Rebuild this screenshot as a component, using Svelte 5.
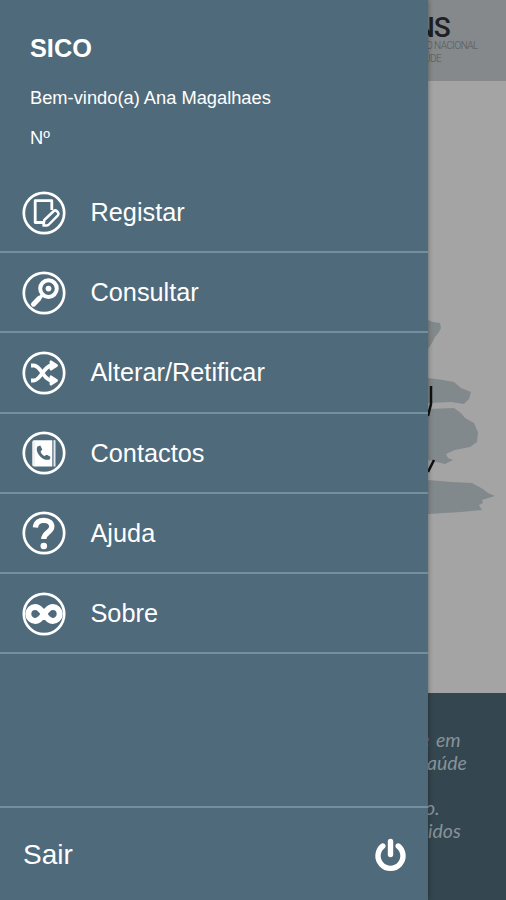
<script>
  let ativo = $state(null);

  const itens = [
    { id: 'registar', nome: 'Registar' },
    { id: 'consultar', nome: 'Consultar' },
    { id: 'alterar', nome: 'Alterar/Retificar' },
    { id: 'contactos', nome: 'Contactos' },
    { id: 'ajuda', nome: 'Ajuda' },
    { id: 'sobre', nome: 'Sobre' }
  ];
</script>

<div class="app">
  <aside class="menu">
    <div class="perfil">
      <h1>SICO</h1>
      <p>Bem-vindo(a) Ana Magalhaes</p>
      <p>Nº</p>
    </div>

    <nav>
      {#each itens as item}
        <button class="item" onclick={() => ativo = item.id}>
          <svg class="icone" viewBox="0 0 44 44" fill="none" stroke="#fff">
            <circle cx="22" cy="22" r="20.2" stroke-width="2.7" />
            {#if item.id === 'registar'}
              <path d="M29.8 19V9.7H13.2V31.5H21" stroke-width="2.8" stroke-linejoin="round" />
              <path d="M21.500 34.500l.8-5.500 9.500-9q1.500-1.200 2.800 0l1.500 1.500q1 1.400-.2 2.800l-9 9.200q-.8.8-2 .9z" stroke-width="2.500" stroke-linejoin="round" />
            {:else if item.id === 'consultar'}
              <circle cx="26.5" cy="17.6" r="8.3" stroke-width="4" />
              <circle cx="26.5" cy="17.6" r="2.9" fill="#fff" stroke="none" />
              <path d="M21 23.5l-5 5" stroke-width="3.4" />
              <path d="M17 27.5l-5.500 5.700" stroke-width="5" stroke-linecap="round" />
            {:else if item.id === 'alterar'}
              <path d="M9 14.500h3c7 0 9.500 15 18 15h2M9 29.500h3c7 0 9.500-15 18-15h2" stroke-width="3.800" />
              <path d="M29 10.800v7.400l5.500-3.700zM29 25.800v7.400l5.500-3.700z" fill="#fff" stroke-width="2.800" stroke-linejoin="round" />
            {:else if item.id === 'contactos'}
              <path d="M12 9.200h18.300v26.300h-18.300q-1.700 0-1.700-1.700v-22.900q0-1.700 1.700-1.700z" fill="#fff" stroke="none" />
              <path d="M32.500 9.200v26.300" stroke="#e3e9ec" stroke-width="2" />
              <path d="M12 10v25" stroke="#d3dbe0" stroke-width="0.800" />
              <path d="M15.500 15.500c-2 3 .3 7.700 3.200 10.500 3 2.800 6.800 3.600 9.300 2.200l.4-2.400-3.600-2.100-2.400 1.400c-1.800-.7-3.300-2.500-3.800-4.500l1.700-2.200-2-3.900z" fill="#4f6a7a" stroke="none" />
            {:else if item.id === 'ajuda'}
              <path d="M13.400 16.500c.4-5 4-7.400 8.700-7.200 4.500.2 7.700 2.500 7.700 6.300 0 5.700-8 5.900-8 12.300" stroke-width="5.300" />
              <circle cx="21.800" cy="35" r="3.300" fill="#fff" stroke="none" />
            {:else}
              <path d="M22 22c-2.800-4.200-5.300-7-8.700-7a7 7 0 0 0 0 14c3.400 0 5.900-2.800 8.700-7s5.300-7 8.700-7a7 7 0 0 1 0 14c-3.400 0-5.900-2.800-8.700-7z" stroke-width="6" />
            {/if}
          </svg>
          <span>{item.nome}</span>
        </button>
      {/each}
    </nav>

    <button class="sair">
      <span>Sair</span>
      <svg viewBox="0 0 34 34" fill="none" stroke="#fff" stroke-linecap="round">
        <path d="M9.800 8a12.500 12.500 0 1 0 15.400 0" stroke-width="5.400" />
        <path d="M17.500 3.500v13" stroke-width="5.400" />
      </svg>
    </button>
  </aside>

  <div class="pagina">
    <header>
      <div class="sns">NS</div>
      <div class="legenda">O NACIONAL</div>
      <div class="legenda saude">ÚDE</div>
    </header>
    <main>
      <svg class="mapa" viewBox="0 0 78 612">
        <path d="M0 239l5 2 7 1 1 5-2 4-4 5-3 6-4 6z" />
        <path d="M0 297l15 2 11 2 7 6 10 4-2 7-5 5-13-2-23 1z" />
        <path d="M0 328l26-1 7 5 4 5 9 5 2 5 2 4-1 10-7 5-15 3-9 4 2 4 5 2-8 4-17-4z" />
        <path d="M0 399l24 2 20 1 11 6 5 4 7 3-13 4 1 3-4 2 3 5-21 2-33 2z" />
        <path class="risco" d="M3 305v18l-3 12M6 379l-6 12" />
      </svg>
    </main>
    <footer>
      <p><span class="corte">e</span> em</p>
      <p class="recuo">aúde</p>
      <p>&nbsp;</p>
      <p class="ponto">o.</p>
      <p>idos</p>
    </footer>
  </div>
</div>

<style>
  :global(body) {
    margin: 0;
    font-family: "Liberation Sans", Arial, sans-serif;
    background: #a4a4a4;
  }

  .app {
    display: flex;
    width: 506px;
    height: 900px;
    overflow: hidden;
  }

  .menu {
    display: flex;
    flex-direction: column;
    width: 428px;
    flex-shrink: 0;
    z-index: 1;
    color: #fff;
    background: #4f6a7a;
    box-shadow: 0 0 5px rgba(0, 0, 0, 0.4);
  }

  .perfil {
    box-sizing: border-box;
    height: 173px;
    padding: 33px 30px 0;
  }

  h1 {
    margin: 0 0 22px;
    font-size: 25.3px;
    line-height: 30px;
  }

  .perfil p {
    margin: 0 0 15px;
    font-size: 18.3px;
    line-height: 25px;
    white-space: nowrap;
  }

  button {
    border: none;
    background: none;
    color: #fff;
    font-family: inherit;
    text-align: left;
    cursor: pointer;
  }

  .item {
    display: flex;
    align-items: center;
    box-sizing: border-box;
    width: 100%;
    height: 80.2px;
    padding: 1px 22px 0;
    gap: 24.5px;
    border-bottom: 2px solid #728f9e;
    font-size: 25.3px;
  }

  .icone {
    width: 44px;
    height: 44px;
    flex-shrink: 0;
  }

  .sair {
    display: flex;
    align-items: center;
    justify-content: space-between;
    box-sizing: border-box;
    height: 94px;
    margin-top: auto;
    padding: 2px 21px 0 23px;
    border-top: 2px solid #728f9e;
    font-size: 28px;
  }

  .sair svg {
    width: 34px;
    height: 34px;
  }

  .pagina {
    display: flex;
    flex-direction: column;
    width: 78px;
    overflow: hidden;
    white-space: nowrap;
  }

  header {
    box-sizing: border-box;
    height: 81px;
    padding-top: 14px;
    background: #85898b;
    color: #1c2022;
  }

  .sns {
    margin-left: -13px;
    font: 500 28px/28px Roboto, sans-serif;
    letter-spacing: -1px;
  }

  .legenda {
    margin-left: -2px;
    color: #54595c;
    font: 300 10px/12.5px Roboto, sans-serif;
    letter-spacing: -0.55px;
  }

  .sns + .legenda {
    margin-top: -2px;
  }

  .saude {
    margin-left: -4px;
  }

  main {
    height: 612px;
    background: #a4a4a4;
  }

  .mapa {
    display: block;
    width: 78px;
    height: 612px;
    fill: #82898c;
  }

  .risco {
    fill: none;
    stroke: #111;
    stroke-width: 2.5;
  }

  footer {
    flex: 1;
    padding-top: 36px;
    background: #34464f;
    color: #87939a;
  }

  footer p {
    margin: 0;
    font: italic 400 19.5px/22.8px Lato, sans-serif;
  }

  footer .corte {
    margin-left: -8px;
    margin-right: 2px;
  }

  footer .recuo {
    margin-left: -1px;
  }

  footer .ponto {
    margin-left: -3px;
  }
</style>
*-*-*
> Required task:
Reproduce every line precisely as given, omitting all pictures.

> Exercise response:
Rebuild this screenshot as a component, using Svelte 5.
<script>
  let ativo = $state(null);

  const itens = [
    { id: 'registar', nome: 'Registar' },
    { id: 'consultar', nome: 'Consultar' },
    { id: 'alterar', nome: 'Alterar/Retificar' },
    { id: 'contactos', nome: 'Contactos' },
    { id: 'ajuda', nome: 'Ajuda' },
    { id: 'sobre', nome: 'Sobre' }
  ];
</script>

<div class="app">
  <aside class="menu">
    <div class="perfil">
      <h1>SICO</h1>
      <p>Bem-vindo(a) Ana Magalhaes</p>
      <p>Nº</p>
    </div>

    <nav>
      {#each itens as item}
        <button class="item" onclick={() => ativo = item.id}>
          <svg class="icone" viewBox="0 0 44 44" fill="none" stroke="#fff">
            <circle cx="22" cy="22" r="20.2" stroke-width="2.7" />
            {#if item.id === 'registar'}
              <path d="M29.8 19V9.7H13.2V31.5H21" stroke-width="2.8" stroke-linejoin="round" />
              <path d="M21.500 34.500l.8-5.500 9.500-9q1.500-1.200 2.800 0l1.500 1.500q1 1.400-.2 2.800l-9 9.200q-.8.8-2 .9z" stroke-width="2.500" stroke-linejoin="round" />
            {:else if item.id === 'consultar'}
              <circle cx="26.5" cy="17.6" r="8.3" stroke-width="4" />
              <circle cx="26.5" cy="17.6" r="2.9" fill="#fff" stroke="none" />
              <path d="M21 23.5l-5 5" stroke-width="3.4" />
              <path d="M17 27.5l-5.500 5.700" stroke-width="5" stroke-linecap="round" />
            {:else if item.id === 'alterar'}
              <path d="M9 14.500h3c7 0 9.500 15 18 15h2M9 29.500h3c7 0 9.500-15 18-15h2" stroke-width="3.800" />
              <path d="M29 10.800v7.400l5.500-3.700zM29 25.800v7.400l5.500-3.700z" fill="#fff" stroke-width="2.800" stroke-linejoin="round" />
            {:else if item.id === 'contactos'}
              <path d="M12 9.200h18.300v26.300h-18.300q-1.700 0-1.700-1.700v-22.900q0-1.700 1.700-1.700z" fill="#fff" stroke="none" />
              <path d="M32.500 9.200v26.300" stroke="#e3e9ec" stroke-width="2" />
              <path d="M12 10v25" stroke="#d3dbe0" stroke-width="0.800" />
              <path d="M15.500 15.500c-2 3 .3 7.700 3.200 10.500 3 2.800 6.800 3.600 9.300 2.200l.4-2.400-3.600-2.100-2.400 1.400c-1.800-.7-3.300-2.500-3.800-4.500l1.700-2.200-2-3.900z" fill="#4f6a7a" stroke="none" />
            {:else if item.id === 'ajuda'}
              <path d="M13.400 16.500c.4-5 4-7.400 8.700-7.200 4.500.2 7.700 2.500 7.700 6.300 0 5.700-8 5.900-8 12.300" stroke-width="5.300" />
              <circle cx="21.800" cy="35" r="3.300" fill="#fff" stroke="none" />
            {:else}
              <path d="M22 22c-2.800-4.200-5.300-7-8.700-7a7 7 0 0 0 0 14c3.400 0 5.900-2.800 8.700-7s5.300-7 8.700-7a7 7 0 0 1 0 14c-3.400 0-5.900-2.800-8.700-7z" stroke-width="6" />
            {/if}
          </svg>
          <span>{item.nome}</span>
        </button>
      {/each}
    </nav>

    <button class="sair">
      <span>Sair</span>
      <svg viewBox="0 0 34 34" fill="none" stroke="#fff" stroke-linecap="round">
        <path d="M9.800 8a12.500 12.500 0 1 0 15.400 0" stroke-width="5.400" />
        <path d="M17.500 3.500v13" stroke-width="5.400" />
      </svg>
    </button>
  </aside>

  <div class="pagina">
    <header>
      <div class="sns">NS</div>
      <div class="legenda">O NACIONAL</div>
      <div class="legenda saude">ÚDE</div>
    </header>
    <main>
      <svg class="mapa" viewBox="0 0 78 612">
        <path d="M0 239l5 2 7 1 1 5-2 4-4 5-3 6-4 6z" />
        <path d="M0 297l15 2 11 2 7 6 10 4-2 7-5 5-13-2-23 1z" />
        <path d="M0 328l26-1 7 5 4 5 9 5 2 5 2 4-1 10-7 5-15 3-9 4 2 4 5 2-8 4-17-4z" />
        <path d="M0 399l24 2 20 1 11 6 5 4 7 3-13 4 1 3-4 2 3 5-21 2-33 2z" />
        <path class="risco" d="M3 305v18l-3 12M6 379l-6 12" />
      </svg>
    </main>
    <footer>
      <p><span class="corte">e</span> em</p>
      <p class="recuo">aúde</p>
      <p>&nbsp;</p>
      <p class="ponto">o.</p>
      <p>idos</p>
    </footer>
  </div>
</div>

<style>
  :global(body) {
    margin: 0;
    font-family: "Liberation Sans", Arial, sans-serif;
    background: #a4a4a4;
  }

  .app {
    display: flex;
    width: 506px;
    height: 900px;
    overflow: hidden;
  }

  .menu {
    display: flex;
    flex-direction: column;
    width: 428px;
    flex-shrink: 0;
    z-index: 1;
    color: #fff;
    background: #4f6a7a;
    box-shadow: 0 0 5px rgba(0, 0, 0, 0.4);
  }

  .perfil {
    box-sizing: border-box;
    height: 173px;
    padding: 33px 30px 0;
  }

  h1 {
    margin: 0 0 22px;
    font-size: 25.3px;
    line-height: 30px;
  }

  .perfil p {
    margin: 0 0 15px;
    font-size: 18.3px;
    line-height: 25px;
    white-space: nowrap;
  }

  button {
    border: none;
    background: none;
    color: #fff;
    font-family: inherit;
    text-align: left;
    cursor: pointer;
  }

  .item {
    display: flex;
    align-items: center;
    box-sizing: border-box;
    width: 100%;
    height: 80.2px;
    padding: 1px 22px 0;
    gap: 24.5px;
    border-bottom: 2px solid #728f9e;
    font-size: 25.3px;
  }

  .icone {
    width: 44px;
    height: 44px;
    flex-shrink: 0;
  }

  .sair {
    display: flex;
    align-items: center;
    justify-content: space-between;
    box-sizing: border-box;
    height: 94px;
    margin-top: auto;
    padding: 2px 21px 0 23px;
    border-top: 2px solid #728f9e;
    font-size: 28px;
  }

  .sair svg {
    width: 34px;
    height: 34px;
  }

  .pagina {
    display: flex;
    flex-direction: column;
    width: 78px;
    overflow: hidden;
    white-space: nowrap;
  }

  header {
    box-sizing: border-box;
    height: 81px;
    padding-top: 14px;
    background: #85898b;
    color: #1c2022;
  }

  .sns {
    margin-left: -13px;
    font: 500 28px/28px Roboto, sans-serif;
    letter-spacing: -1px;
  }

  .legenda {
    margin-left: -2px;
    color: #54595c;
    font: 300 10px/12.5px Roboto, sans-serif;
    letter-spacing: -0.55px;
  }

  .sns + .legenda {
    margin-top: -2px;
  }

  .saude {
    margin-left: -4px;
  }

  main {
    height: 612px;
    background: #a4a4a4;
  }

  .mapa {
    display: block;
    width: 78px;
    height: 612px;
    fill: #82898c;
  }

  .risco {
    fill: none;
    stroke: #111;
    stroke-width: 2.5;
  }

  footer {
    flex: 1;
    padding-top: 36px;
    background: #34464f;
    color: #87939a;
  }

  footer p {
    margin: 0;
    font: italic 400 19.5px/22.8px Lato, sans-serif;
  }

  footer .corte {
    margin-left: -8px;
    margin-right: 2px;
  }

  footer .recuo {
    margin-left: -1px;
  }

  footer .ponto {
    margin-left: -3px;
  }
</style>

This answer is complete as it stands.